Pheromones found in a mother's milk may be critical to helping her newborn adjust to its environment. A new study of rabbits shows that pups learn to recognize novel odors only when these odors are associated with a chemical cue that typically signals food and warmth.
Learning about the world by sense of smell is common among infants of many mammalian species. Human babies, for example, show interest in whatever foods their mothers eat when nursing because the foods' aromas are passed on through breast milk. Scientists don't understand, however, just how newborn infants learn to identify these additional smells.
Neuroethologist Gerard Coureaud of Centre National de la Recherche Scientifique, in Dijon, France, and his colleagues wondered if rabbit pups expand their horizons via the mammary pheromone, a pheromone in rabbit milk known to attract the blind tots to their mums. When the researchers exposed 2-day-old rabbit pups to two new odorants, the pups didn't react to either. But when the team repeated the experiment--this time after first introducing the same two chemicals with the mammary pheromone--the pups immediately started moving towards the source of the smells.

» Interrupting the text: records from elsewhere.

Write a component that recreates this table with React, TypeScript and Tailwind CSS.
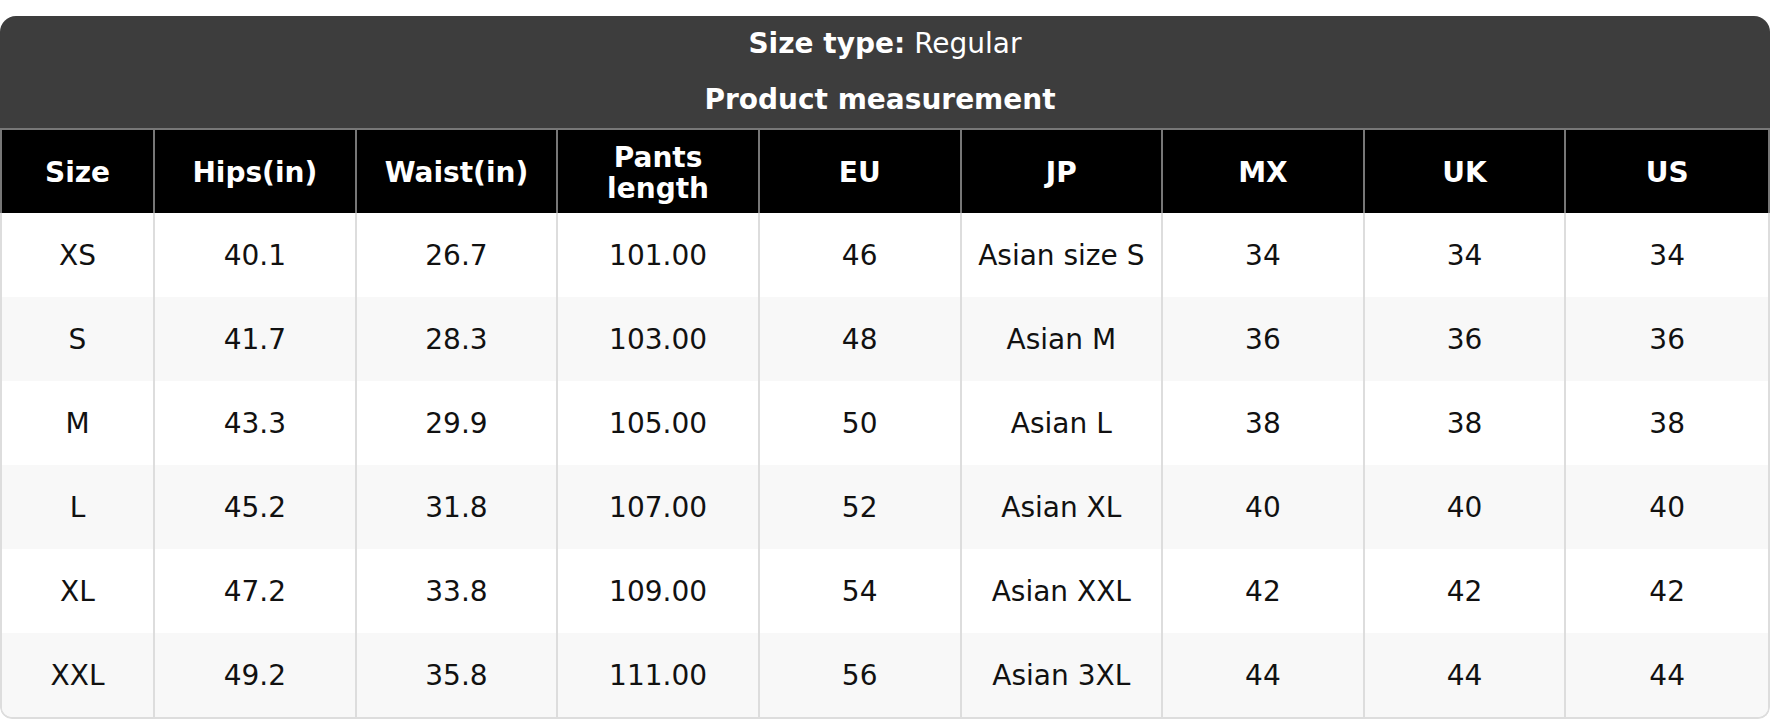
const columns = ["Size", "Hips(in)", "Waist(in)", "Pants length", "EU", "JP", "MX", "UK", "US"];

const rows = [
  ["XS", "40.1", "26.7", "101.00", "46", "Asian size S", "34", "34", "34"],
  ["S", "41.7", "28.3", "103.00", "48", "Asian M", "36", "36", "36"],
  ["M", "43.3", "29.9", "105.00", "50", "Asian L", "38", "38", "38"],
  ["L", "45.2", "31.8", "107.00", "52", "Asian XL", "40", "40", "40"],
  ["XL", "47.2", "33.8", "109.00", "54", "Asian XXL", "42", "42", "42"],
  ["XXL", "49.2", "35.8", "111.00", "56", "Asian 3XL", "44", "44", "44"],
];

export default function App() {
  return (
    <div className="w-full bg-white pt-[16px] font-['DejaVu_Sans',sans-serif] text-[28px]">
      <div className="overflow-hidden rounded-t-[16px] rounded-b-[12px]">
        <div className="flex flex-col bg-[#3d3d3d] text-white">
          <div className="flex h-[56px] items-center justify-center">
            <span className="font-bold">Size type:</span>
            <span className="ml-[9px]">Regular</span>
          </div>
          <div className="flex h-[56px] items-center justify-center pr-[10px] font-bold">
            Product measurement
          </div>
        </div>

        <div className="grid h-[85px] grid-cols-[153px_repeat(8,minmax(0,1fr))] border-x-2 border-t-2 border-[#777] bg-black text-white">
          {columns.map((col, i) => (
            <div
              key={col}
              className={`flex items-center justify-center px-2 pt-[2px] text-center font-bold leading-[31px] ${i < columns.length - 1 ? "border-r-2 border-[#777]" : ""}`}
            >
              {col === "Pants length" ? (
                <span>
                  Pants
                  <br />
                  length
                </span>
              ) : (
                col
              )}
            </div>
          ))}
        </div>

        <div className="overflow-hidden rounded-b-[12px] border-x-2 border-b-2 border-[#ddd]">
          {rows.map((row, r) => (
            <div
              key={row[0]}
              className={`grid h-[84px] grid-cols-[153px_repeat(8,minmax(0,1fr))] text-[#111] ${r % 2 === 1 ? "bg-[#f8f8f8]" : "bg-white"}`}
            >
              {row.map((cell, i) => (
                <div
                  key={i}
                  className={`flex items-center justify-center pt-[2px] text-center ${i < row.length - 1 ? "border-r-2 border-[#ddd]" : ""}`}
                >
                  {cell}
                </div>
              ))}
            </div>
          ))}
        </div>
      </div>
    </div>
  );
}
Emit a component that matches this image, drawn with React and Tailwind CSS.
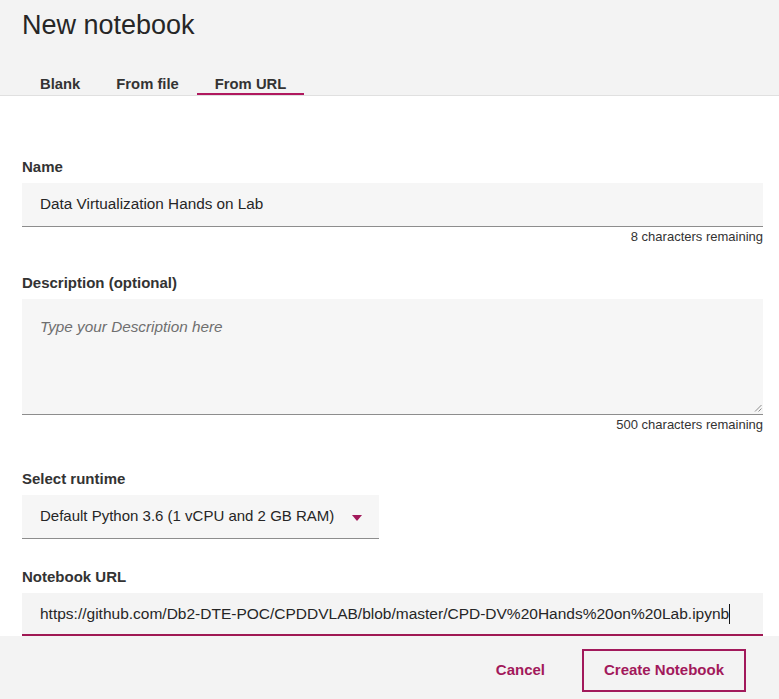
export default function App() {
  const tabs = ["Blank", "From file", "From URL"];
  const active = "From URL";

  return (
    <div className="w-[779px] h-[699px] flex flex-col overflow-hidden bg-white text-[#161616] font-['Liberation_Sans',Arial,sans-serif]">
      {/* header */}
      <div className="bg-[#f3f3f3] border-b border-[#e0e0e0] px-[22px] pt-[9px]">
        <h1 className="text-[27px] leading-[32px] text-[#262626]">New notebook</h1>
        <div className="flex mt-[34px]">
          {tabs.map((t) => (
            <button
              key={t}
              className={
                "px-[18px] text-[14.8px] leading-[18px] font-bold text-[#333] border-b-2 " +
                (t === active ? "border-[#b0185e]" : "border-transparent")
              }
            >
              {t}
            </button>
          ))}
        </div>
      </div>

      {/* body */}
      <div className="flex-1 overflow-hidden pl-[22px] pr-[16px] pt-[62px]">
        <label className="block text-[15px] leading-[18px] font-semibold text-[#333]">Name</label>
        <div className="mt-[7px] h-[44px] bg-[#f6f6f6] border-b border-[#8d8d8d] flex items-center px-[18px] text-[15.3px] text-[#262626]">
          Data Virtualization Hands on Lab
        </div>
        <p className="mt-[2px] text-right text-[13px] leading-[16px] text-[#333]">8 characters remaining</p>

        <label className="block mt-[29px] text-[15px] leading-[18px] font-semibold text-[#333]">Description (optional)</label>
        <div className="relative mt-[7px] h-[116px] bg-[#f6f6f6] border-b border-[#8d8d8d] px-[18px] pt-[19px]">
          <p className="italic text-[15.3px] leading-[18px] text-[#6f6f6f]">Type your Description here</p>
          <svg className="absolute right-[1px] bottom-[2px]" width="8" height="8" viewBox="0 0 8 8">
            <path d="M1 7.5 L7.5 1 M4.5 7.5 L7.5 4.5" stroke="#8d8d8d" strokeWidth="1" />
          </svg>
        </div>
        <p className="mt-[2px] text-right text-[13px] leading-[16px] text-[#333]">500 characters remaining</p>

        <label className="block mt-[37px] text-[15px] leading-[18px] font-semibold text-[#333]">Select runtime</label>
        <div className="mt-[7px] w-[357px] h-[44px] bg-[#f6f6f6] border-b border-[#8d8d8d] flex items-center justify-between pl-[18px] pr-[17px] text-[15px] text-[#262626]">
          <span>Default Python 3.6 (1 vCPU and 2 GB RAM)</span>
          <svg className="mt-[3px]" width="10" height="6" viewBox="0 0 10 6">
            <path d="M0 0 H10 L5 6 Z" fill="#a2195b" />
          </svg>
        </div>

        <label className="block mt-[29px] text-[15px] leading-[18px] font-semibold text-[#333]">Notebook URL</label>
        <div className="mt-[7px] h-[43px] bg-[#f4f4f4] border-b-2 border-[#9f1853] flex items-center px-[18px] text-[15.5px] text-[#262626] whitespace-nowrap">
          https://github.com/Db2-DTE-POC/CPDDVLAB/blob/master/CPD-DV%20Hands%20on%20Lab.ipynb
          <span className="inline-block w-px h-[20px] bg-[#161616]" />
        </div>
      </div>

      {/* footer */}
      <div className="h-[63px] bg-[#f3f3f3] flex justify-end items-start pt-[13px] pr-[33px] gap-[15px]">
        <button className="h-[43px] px-[22px] text-[15px] font-bold text-[#a2195b]">Cancel</button>
        <button className="h-[43px] w-[164px] border-2 border-[#a2195b] text-[15px] font-bold text-[#a2195b]">
          Create Notebook
        </button>
      </div>
    </div>
  );
}
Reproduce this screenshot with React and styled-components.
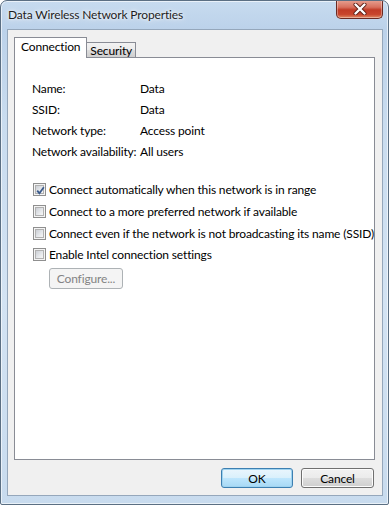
import React from "react";
import styled, { createGlobalStyle } from "styled-components";

const Global = createGlobalStyle`
  html, body { margin: 0; padding: 0; background: #ffffff; }
  body { font-family: "Lato", "Liberation Sans", sans-serif; font-size: 12px; color: #000; letter-spacing: -0.15px; }
  * { box-sizing: border-box; }
`;

const Window = styled.div`
  width: 389px;
  height: 505px;
  border: 1px solid #5b6f83;
  border-radius: 7px 7px 2px 2px;
  background: linear-gradient(180deg, #c7dbef 0px, #bcd2ea 28px, #c9dcef 120px, #d3e3f3 300px, #c8dbee 505px);
  display: flex;
  flex-direction: column;
  overflow: hidden;
  box-shadow: inset 0 0 0 1px rgba(255,255,255,0.6);
`;

const TitleBar = styled.div`
  height: 28px;
  display: flex;
  align-items: flex-start;
  justify-content: space-between;
  padding-left: 7px;
  padding-right: 5px;
`;

const Title = styled.div`
  font-size: 12px;
  line-height: 12px;
  margin-top: 8px;
  color: #1e1e1e;
  text-shadow: 0 0 6px rgba(255,255,255,0.9), 0 0 3px rgba(255,255,255,0.9);
`;

const CloseButton = styled.div`
  width: 47px;
  height: 19px;
  margin-top: -1px;
  border: 1px solid #6b2a22;
  border-top: none;
  border-radius: 0 0 5px 5px;
  background: linear-gradient(180deg, #e8a393 0%, #d8705d 40%, #c13b26 55%, #c8452c 80%, #e08a64 100%);
  box-shadow: inset 0 0 0 1px rgba(255,255,255,0.35);
  display: flex;
  align-items: center;
  justify-content: center;
`;

const Client = styled.div`
  margin: 0 5px 0 6px;
  height: 467px;
  background: #f0f0f0;
  border: 1px solid #95a7bb;
  display: flex;
  flex-direction: column;
  padding: 7px 7px 0 6px;
`;

const TabStrip = styled.div`
  display: flex;
  align-items: flex-end;
  height: 21px;
  position: relative;
  z-index: 1;
  margin-bottom: -1px;
`;

const Tab = styled.div`
  height: ${(p) => (p.$active ? "21px" : "16px")};
  padding: 0 ${(p) => (p.$active ? "6px" : "3px")};
  border: 1px solid #898c95;
  border-bottom: ${(p) => (p.$active ? "none" : "1px solid #898c95")};
  margin-left: ${(p) => (p.$active ? "0" : "-1px")};
  background: ${(p) => (p.$active ? "#ffffff" : "linear-gradient(180deg, #f2f2f2 0%, #ebebeb 50%, #dddddd 51%, #cfcfcf 100%)")};
  display: flex;
  align-items: center;
  padding-top: ${(p) => (p.$active ? "0" : "1px")};
  padding-bottom: ${(p) => (p.$active ? "3px" : "0")};
  z-index: ${(p) => (p.$active ? 2 : 1)};
`;

const Panel = styled.div`
  height: 403px;
  background: #ffffff;
  border: 1px solid #898c95;
  padding: 20px 0 0 17px;
  display: flex;
  flex-direction: column;
  white-space: nowrap;
`;

const InfoGrid = styled.div`
  display: grid;
  grid-template-columns: 108px auto;
  grid-auto-rows: 21px;
  align-items: center;
`;

const Options = styled.div`
  margin-top: 17px;
  display: flex;
  flex-direction: column;
`;

const CheckRow = styled.div`
  height: 21.7px;
  display: flex;
  align-items: center;
  gap: 3px;
  padding-left: 1px;
`;

const Box = styled.div`
  width: 13px;
  height: 13px;
  border: 1px solid #8f8f8f;
  background: #f4f4f4;
  padding: 1px;
  display: flex;
`;

const BoxInner = styled.div`
  flex: 1;
  border: 1px solid #b1b1b1;
  background: linear-gradient(135deg, #cbcfd5 0%, #e7e9ec 60%, #f6f6f6 100%);
  position: relative;
`;

const ButtonBase = styled.div`
  width: ${(p) => p.$w || 73}px;
  height: 21px;
  border-radius: 3px;
  display: flex;
  align-items: center;
  justify-content: center;
  font-size: 12px;
`;

const ConfigureButton = styled(ButtonBase)`
  margin: 2px 0 0 17px;
  border: 1px solid #adb2b5;
  background: #f4f4f4;
  color: #838383;
`;

const Footer = styled.div`
  display: flex;
  justify-content: flex-end;
  gap: 8px;
  padding-top: 8px;
  padding-right: 1px;
`;

const DialogButton = styled(ButtonBase)`
  height: 20px;
  border: 1px solid ${(p) => (p.$default ? "#3c7fb1" : "#707070")};
  background: ${(p) =>
    p.$default
      ? "linear-gradient(180deg, #eaf6fd 0%, #d9f0fc 50%, #bee6fd 51%, #a7d9f5 100%)"
      : "linear-gradient(180deg, #f2f2f2 0%, #ebebeb 50%, #dddddd 51%, #cfcfcf 100%)"};
  box-shadow: inset 0 0 0 1px ${(p) => (p.$default ? "#9fd3f0" : "#fcfcfc")};
`;

const Check = () => (
  <svg width="9" height="9" viewBox="0 0 9 9" style={{ position: "absolute", left: 0, top: 0 }}>
    <path d="M1.2 4.6 L3.4 7.2 L7.8 1.2" fill="none" stroke="#3b5b8c" strokeWidth="1.8" />
  </svg>
);

const Checkbox = ({ checked, label }) => (
  <CheckRow>
    <Box>
      <BoxInner>{checked && <Check />}</BoxInner>
    </Box>
    <span>{label}</span>
  </CheckRow>
);

export default function App() {
  return (
    <>
      <Global />
      <Window>
        <TitleBar>
          <Title>Data Wireless Network Properties</Title>
          <CloseButton>
            <svg width="14" height="12" viewBox="0 0 14 12">
              <path d="M2.5 1.5 L11.5 10.5 M11.5 1.5 L2.5 10.5" stroke="#5a1d14" strokeWidth="4" strokeLinecap="round" />
              <path d="M2.5 1.5 L11.5 10.5 M11.5 1.5 L2.5 10.5" stroke="#ffffff" strokeWidth="2.4" strokeLinecap="round" />
            </svg>
          </CloseButton>
        </TitleBar>
        <Client>
          <TabStrip>
            <Tab $active>Connection</Tab>
            <Tab>Security</Tab>
          </TabStrip>
          <Panel>
            <InfoGrid>
              <span>Name:</span><span>Data</span>
              <span>SSID:</span><span>Data</span>
              <span>Network type:</span><span>Access point</span>
              <span>Network availability:</span><span>All users</span>
            </InfoGrid>
            <Options>
              <Checkbox checked label="Connect automatically when this network is in range" />
              <Checkbox label="Connect to a more preferred network if available" />
              <Checkbox label="Connect even if the network is not broadcasting its name (SSID)" />
              <Checkbox label="Enable Intel connection settings" />
            </Options>
            <ConfigureButton $w={74}>Configure...</ConfigureButton>
          </Panel>
          <Footer>
            <DialogButton $default $w={72}>OK</DialogButton>
            <DialogButton $w={73}>Cancel</DialogButton>
          </Footer>
        </Client>
      </Window>
    </>
  );
}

Their behavior was identical to the way they search for their mother's nipples, the team reports online 10 October in Current Biology.
This study demonstrates, for the first time, that the mammary pheromone helps pups learn other odorants, says neuropsychologist Peter Brunjes of University of Virginia in Charlottesville. "From an evolutionary point of view, this [kind of learning] is a really cool thing," he says. That's because by the time the young rabbits venture out of their nests on their own, they must use the smells they learned from their mother to find food and shelter. Coureaud says that future work is needed to address whether this phenomenon occurs in other mammals.